Sport and, increasingly, politics have been the main drivers of volume in prediction markets. Current questions on Kalshi include whether New York or San Antonio will win the 2026 Pro Basketball Finals or who will be the 2028 Republican presidential nominee. Kalshi is a US firm that operates worldwide, though individual national regulation means it can’t be accessed by all (including in the UK).
Many in the art market, a notoriously opaque industry, have pointed to the potential for insider trading. An auction house employee could know now that a major Warhol is coming to market ahead of Kalshi’s January 1, 2027 cut-off date. It could also be known that this work had, in effect, sold before its live auction via a pre-arranged guarantee that is higher than Warhol’s current $195mn record.
Christie’s, Sotheby’s and Phillips have all extended their policies regarding employee activities in their auctions. These stipulate restrictions on bidding and the use of confidential information, which, as Sotheby’s puts it, applies to “all forms of investment and speculative trading or wagering, including event-based trading and betting products offered through prediction markets and similar platforms”.

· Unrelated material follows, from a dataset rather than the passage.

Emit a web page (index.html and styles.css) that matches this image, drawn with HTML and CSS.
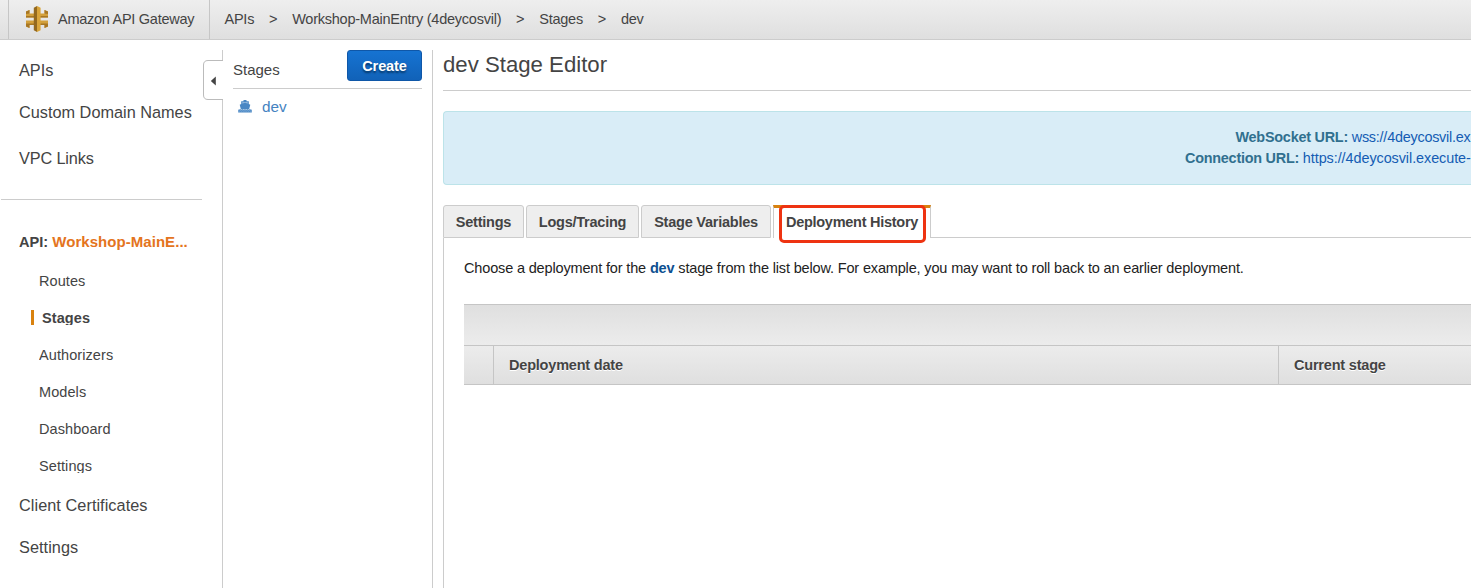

Kalshi too is on the case. “We go beyond the legal definition of insider trading, which can be a bit of a grey area when it comes to prediction markets,” a spokesman says. He explains that their prohibitions govern people with advanced information, including auction house employees and journalists (noted). Kalshi “has surveillance systems that flag if someone places a suspiciously large or specifically timed trade” and that, given the identification processes needed to sign up, “we know who you are,” he says.
Even if illegal activity can be prevented, art market experts don’t think it is a level playing field. “For sport, you can make an educated guess, based on available tables and statistics,” says Anders Petterson, founder of analysis firm ArtTactic. “The art market doesn’t have those tools, there is a built-in asymmetry of information, a knowledge gap, of the things that we understand but that people who play might not.”
A venture capital investor who has been looking into the auctions predictions area, and asked to remain anonymous, notes that such a situation played out last year through Kalshi competitor Polymarket. This platform ran trades on works in the Leonard A Lauder auction at Sotheby’s in November, two of which caused confusion because of the difference between a hammer price — the price called during an auction when the gavel comes down — and the higher price that includes an auction house’s fees and is the number that gets reported publicly afterwards. These two prices distinguish between what the seller gets and what the buyer pays and are a familiar differential to those in the art market.
Less so for those playing the game. Two of the Lauder works — Henri Matisse’s “Figure decorative” (a sculpture of a woman leaning on a plinth, conceived in 1908) and Ernst Ludwig Kirchner’s vibrant painting “Fränzi with Bow and Arrow” (1910) — had a strike level of $15mn and $3mn respectively on Polymarket. Both hammered at prices that made one side of the wager win —$14mn and $2.6mn respectively — but, once premiums were added in, their $16.7mn and $3.2mn prices swayed the results to the others side. Polymarket had specified “hammer price” but the outcomes on both contracts were disputed twice, while trading apparently continued for “several hours” after the auction closed, “giving those with knowledge of the market an edge,” the investor says. Polymarket did not comment on the situation.
As if this wasn’t off-putting enough, Petterson notes too that there isn’t enough activity in the lumpy art market to keep people engaged. “Sports, politics and macroeconomic events are 24/7. The art market is highly seasonal, with maybe two or three major seasons a year that get reported on,” he says.
Volumes on Kalshi would suggest it is slow going. As of June 1, wagers on the Klimt trade had reached a value of $29,790. For the Pro Basketball final and Republican nominee these were $243mn and $45mn respectively.
Meanwhile, attempts to harness crazes in the financial markets to the art world — whether non-fungible tokens, fractionalisation or mutual funds — have proved limited, at best. Art’s questionable status as the “asset” Kalshi wants it to be does not help such projects get off the ground.
“It isn’t so much an issue of speculation,” Petterson says. “The problem is how to get the masses into an area that struggles with liquidity and visibility. You might get people curious at first, but they need guardrails and education, which means in the long run they could get bored and just move on.”